What nobody has to be told, and nobody jokes about, is that sometimes the values and culture that come with open borders can be perilous, especially to more libertine, progressive populations. Like the progressive gay community Mr. Colbert would likely not savage in a joke.

At the convention, an accomplished gay man stood up and was welcomed and counted as a Republican. Like many of his brothers and sisters, he’s seen the face of the threat to the future of our society. It’s a different response to the same challenge facing our culture’s joke-smiths: the slow-drip, news-cycled catastrophe of sovereignty surrendered and political correctness gone wrong.

As the RNC wound down, with the DNC in Philly approaching, one can imagine the writers for all the mainstream late night talk shows working on their relatively softball Hillary jokes, the kind they always deliver about President Obama.
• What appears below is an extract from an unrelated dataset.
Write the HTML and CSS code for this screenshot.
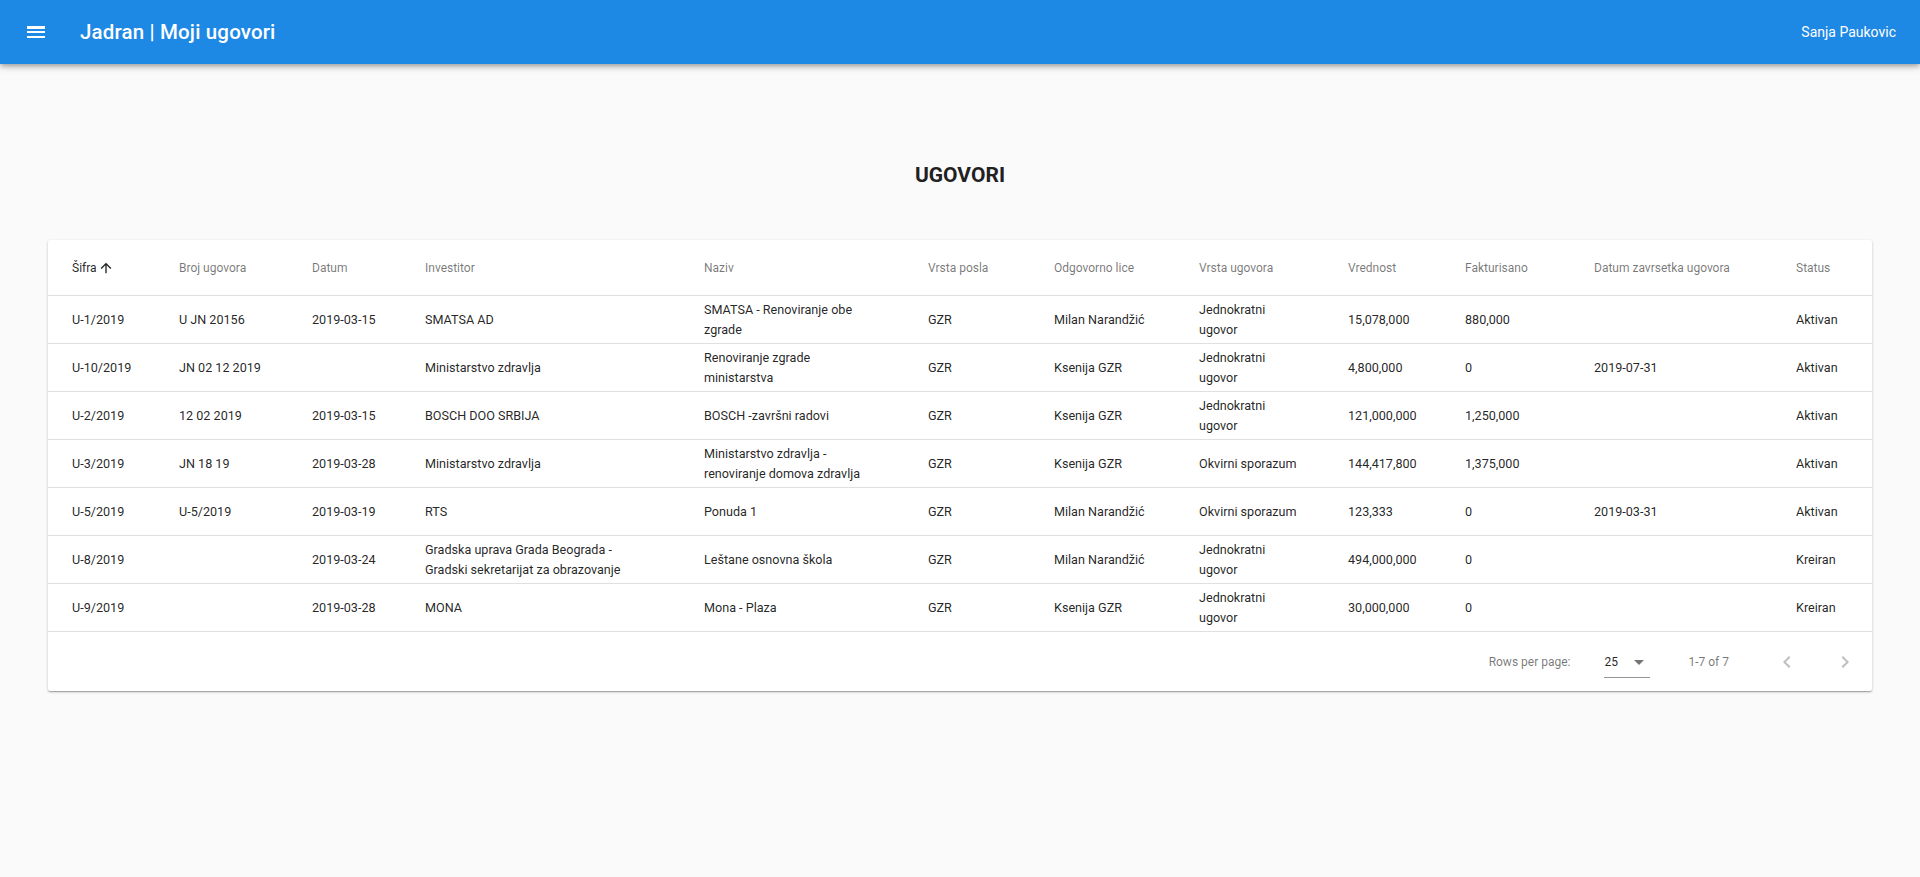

The jokes will be about emails, secret servers, and Bill Clinton’s unfaithful history. Some of them will be funny, some very funny. The humor writers will create things to laugh about when they write about the Democrats. But don’t expect any damaging comedic artillery. Michael Moore has glimpsed the future, and the reality is that the left—including their talented array of television comics—is taking Trump very seriously now. With Bernie headed for the wings, they can’t risk humor that might lose Mrs. Clinton a single vote.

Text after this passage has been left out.